To perform the optimization step for the $$\beta_j$$ we need to know the gradient of the loss function. There are solvers that can estimate the derivatives computationally, but the algorithms will be faster and more accurate when we can provide the derivatives ourselves.

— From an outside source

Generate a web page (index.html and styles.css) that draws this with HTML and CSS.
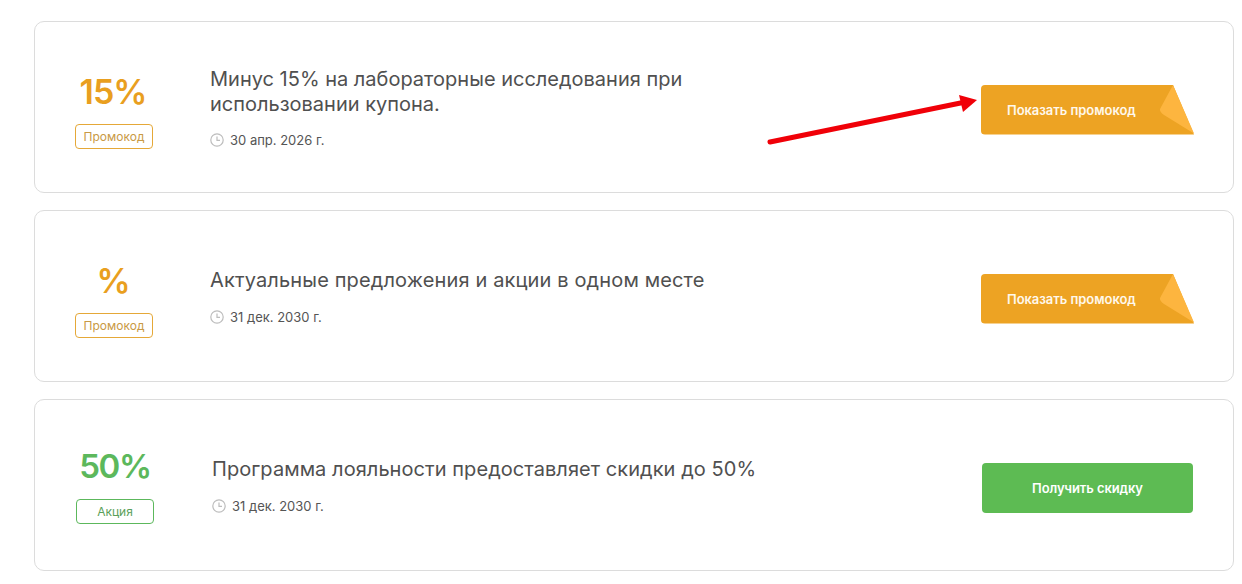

How do we describe the derivative $$\frac{\partial L}{\partial \beta_j}$$ of the sum of squared residuals loss function $$L = \Vert y - \hat{y}\Vert ^2$$

when

$$\hat y = F (F^T F)^{-1} F^T y$$

where the $$F$$ is the matrix of the regressors $$f(x_{ij}, \beta_{j})$$

$$F = \begin{bmatrix} f(x_{{11}}, \beta_1) & f(x_{12}, \beta_2) \\ f(x_{{21}}, \beta_1) & f(x_{22}, \beta_2) \\ f(x_{{31}}, \beta_1) & f(x_{32}, \beta_2) \\ \vdots & \vdots \\ f(x_{{n1}}, \beta_1) & f(x_{n2}, \beta_2) \\ \end{bmatrix}$$

There should be some simple way to express

$$\frac{\partial L}{\partial \beta_j}$$

in terms of $$\frac{\partial f(x_{ij})}{\partial \beta_j}$$

• @JohnMadden yes this could be applied to a Gauss-Newton algorithm (if we also compute second derivatives, but maybe the expressions become too complex) . Although in the code I used a line search gradient-descent method with a very small maximum step size; that gives a prettier image (follows more smoothly the gradient) that's works better for introducing the principle of gradient descent... Aug 4, 2022 at 8:10
• ...A difference/detail in this question is that the parameters $\alpha_j$ are optimised seperately by using the method for solving a linear least squares problem. The question is about how to eliminate these $\alpha_j$ such that we end up with a function of only $\beta_j$ and the derivatives of that function, and such that we can apply the Gauss-Newton algorithm by using a function of only the parameters $\beta_j$ instead of a function of parameters $\beta_j$ and $\alpha_j$. Aug 4, 2022 at 8:11
• Gauss Newton does not require Hessian terms, it approximates them (somewhat a la BFGS) :). Thanks for clarifying your intentions. Just out of curiosity, have you tried just straight up jointly optimizing everything (e.g. not profiling $\alpha$ out)? I'm currently deciding between similar approaches on a different problem. Aug 4, 2022 at 13:57

A related question exist on math.stackexchange.com Derivative of projection with respect to a parameter: $$D_{a}: X(a)[ X(a)^TX(a) ]^{-1}X(a)^Ty$$

\begin{align}\hat{y}^\prime =(X(X^TX)^{-1}X^Ty)^\prime&=X^\prime(X^TX)^{-1}X^Ty\\&-X(X^TX)^{-1}(X^{\prime T}X+X^TX^\prime)(X^TX)^{-1}X^Ty\\&+X(X^TX)^{-1}X^{\prime T}y\prime.\end{align}

Then we compute the derivative of the loss function as

$$L^\prime = \left( \sum (y-\hat{y})^2 \right)^\prime = \sum -2(y-\hat{y})\hat{y}^\prime$$

Where $$^\prime$$ denotes the derivative to any of the $$\beta_j$$

Example:

In the example below, we fit the function

$$y_i = \alpha_{1} e^{\beta_1 x_{1,i}} + \alpha_2 e^{\beta_2 x_{2,i}}$$

In this case $$X^\prime = \frac{\partial}{\beta_j} X$$ will be the same as $$X$$ but with the $$i$$-th column multiplied with $$x_i$$ and the others zero.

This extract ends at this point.